The Law Offices of Robert Nadalin

Why Should An Employer Include Immigration Case Support As Part Of Its Talent Recruitment Strategy?


The U.S. unemployment rate has recently reached a record low of 3.9%. It has become increasingly challenging for employers, especially in STEM-related fields, to recruit and retain skilled engineers, scientists, and researchers. Providing immigration case support is a way for employers to expand the talent pool of potentially qualified employees.

Are Salaries Paid To Foreign Workers Less Than Those Paid To US Workers?

The most common work visa, the H-1B, specifically requires that any sponsoring employer pay the greater of the normal in-house wage for the position, which is what other similarly situated workers inside the Company are paid, or the prevailing wage, which is the cross-industry wage paid to similar workers by other employers as confirmed by a qualifying market-based salary survey, such as the Department of Labor’s OES survey found at: http://www.flcdatacenter.com/OESWizardStart.aspx . The applicable law regarding the wage requirement can be found at: 20 CFR § 655.731(a). The regulations governing the requirements for a qualifying salary survey can be found at: 20 CFR § 655.731(b)(3)(iii)(B).

Why Would A Company Not Hire US Workers?

When available, most employers would prefer to hire U.S. workers, which include U.S. citizens and lawful permanent residents (green card holders). However, in many STEM-related master’s and PhD programs, 50 to 70 percent of the students may be foreign students. Many of those students return to their home countries, but some receive job offers from employers seeking to hire the best and brightest candidates in their efforts to develop new cutting edge technologies.

Is A Sponsored Employee Required To Remain With His Or Her Sponsoring Employer?

Some visas, such as E and L visas, can be very difficult to transfer to another employer; however, most of the other common work visas, including H-1B, TN, O-1, among others, can more easily be transferred to a new employer by filing the correct petition or application documentation.

What About The Lawful Permanent Residence (Green Card) Processes?

Most employers who provide foreign worker visa support also support the lawful permanent residence (green card) process. The temporary work visa processes, including H-1B, TN, etc., can often be completed within a number of weeks. The lawful permanent residence process, by contrast, often takes years to complete. If an employee moves to new employer before the process is completed, steps often need to be repeated, which can significantly delay the time that it takes to complete the process. This provides a strong incentive for an employee to remain with his or her sponsoring employer.

What Happens If A Sponsored Foreign Worker Moves To A New Employer Before Completing A Lawful Permanent Residence Process?

As noted above, a move to a new employer often means that steps need to be repeated. In general, the farther along the employee progresses in the process the more parts of the process become grandfathered.
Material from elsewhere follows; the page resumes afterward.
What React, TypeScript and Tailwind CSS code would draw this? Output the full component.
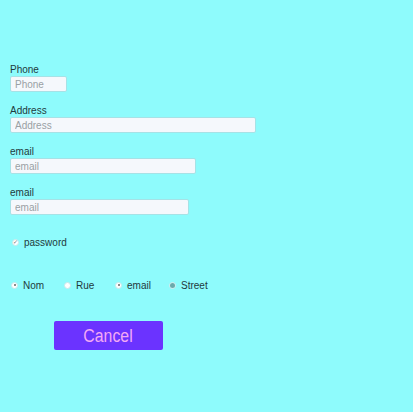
const fields = [
  { label: 'Phone', w: 'w-[57px]', mt: 'mt-0' },
  { label: 'Address', w: 'w-[246px]', mt: 'mt-[13px]' },
  { label: 'email', w: 'w-[186px]', mt: 'mt-[13px]' },
  { label: 'email', w: 'w-[179px]', mt: 'mt-[13px]' },
];

const radios = [
  { label: 'Nom', kind: 'dot', w: 'w-[53px]' },
  { label: 'Rue', kind: 'plain', w: 'w-[51px]' },
  { label: 'email', kind: 'dot', w: 'w-[54px]' },
  { label: 'Street', kind: 'filled', w: 'w-auto' },
];

function Radio({ kind }: { kind: string }) {
  return (
    <span className="w-[7px] h-[7px] rounded-full bg-white border border-[#c8e8ea] flex items-center justify-center">
      {kind === 'dot' && <span className="w-[2px] h-[2px] rounded-full bg-[#666]" />}
      {kind === 'filled' && <span className="w-[5px] h-[5px] rounded-full bg-[#6aa9ab]" />}
    </span>
  );
}

export default function App() {
  return (
    <div className="w-[413px] h-[412px] bg-[#8efbfc] font-['Liberation_Sans',Arial,sans-serif] text-[10px] text-[#1f3a3c] pt-[64px] pl-[10px]">
      {fields.map((f, i) => (
        <div key={i} className={f.mt}>
          <div className="leading-[12px] h-[12px]">{f.label}</div>
          <input
            placeholder={f.label}
            className={`${f.w} h-[16px] block bg-[#f5f8fc] border border-[#a6e2e6] rounded-[2px] px-[4px] text-[10px] placeholder:text-[#9aa0a4] outline-none`}
          />
        </div>
      ))}
      <div className="mt-[21px] flex items-center gap-[5px] pl-[2px] h-[12px]">
        <span className="w-[7px] h-[7px] rounded-full bg-white border border-[#c8e8ea] flex items-center justify-center text-[6px] leading-none text-[#777]">✓</span>
        <span>password</span>
      </div>
      <div className="mt-[31px] flex items-center pl-[1px] h-[12px]">
        {radios.map((r, i) => (
          <div key={i} className={`${r.w} flex items-center gap-[5px]`}>
            <Radio kind={r.kind} />
            <span>{r.label}</span>
          </div>
        ))}
      </div>
      <button className="mt-[30px] ml-[44px] w-[109px] h-[29px] bg-[#6b33ff] rounded-[2px] text-[#f3a9f5] text-[18px] leading-none">
        <span className="inline-block scale-x-[0.88]">Cancel</span>
      </button>
    </div>
  );
}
Most employees are required to go through the PERM labor certification process to confirm that the Company went through the correct procedures to confirm an unavailability of able, available, or qualified U.S. workers. If an employee moves to a new employer after a PERM labor certification is in place, he or she may be able to continue to rely on that process to support additional H-1B extensions past the 6 year limitation placed on that visa status, but would need to repeat the PERM process with a new sponsoring employer in order to become eligible to complete the LPR (green card) process.

If the employee has obtained an approved I-140 petition, he or she would still need to repeat a PERM process if the sponsoring employer changed, but would still retain the saved place in the green card quota line – which can be a significant advantage for persons born in India or China who face a severe quota backlog restriction. If the employee has obtained an approved I-140 petition, has an I-485 application (last step of the 3-step green card process) that has been pending for at least 180 days, and moves to a same or similar position with another employer, the entire green card process can be ported to the new employer by filing an I-485 Supplement J application with USCIS.

In summary, it is sometimes possible to move parts of the process to a new employer, but that involves risks as well as potential delays in the time that it can take for the employee to acquire lawful permanent residence status. For these reasons, the LPR process is often a highly valued benefit that can tie the sponsored employee closely to the sponsoring employer for the many years that it may take to complete the process.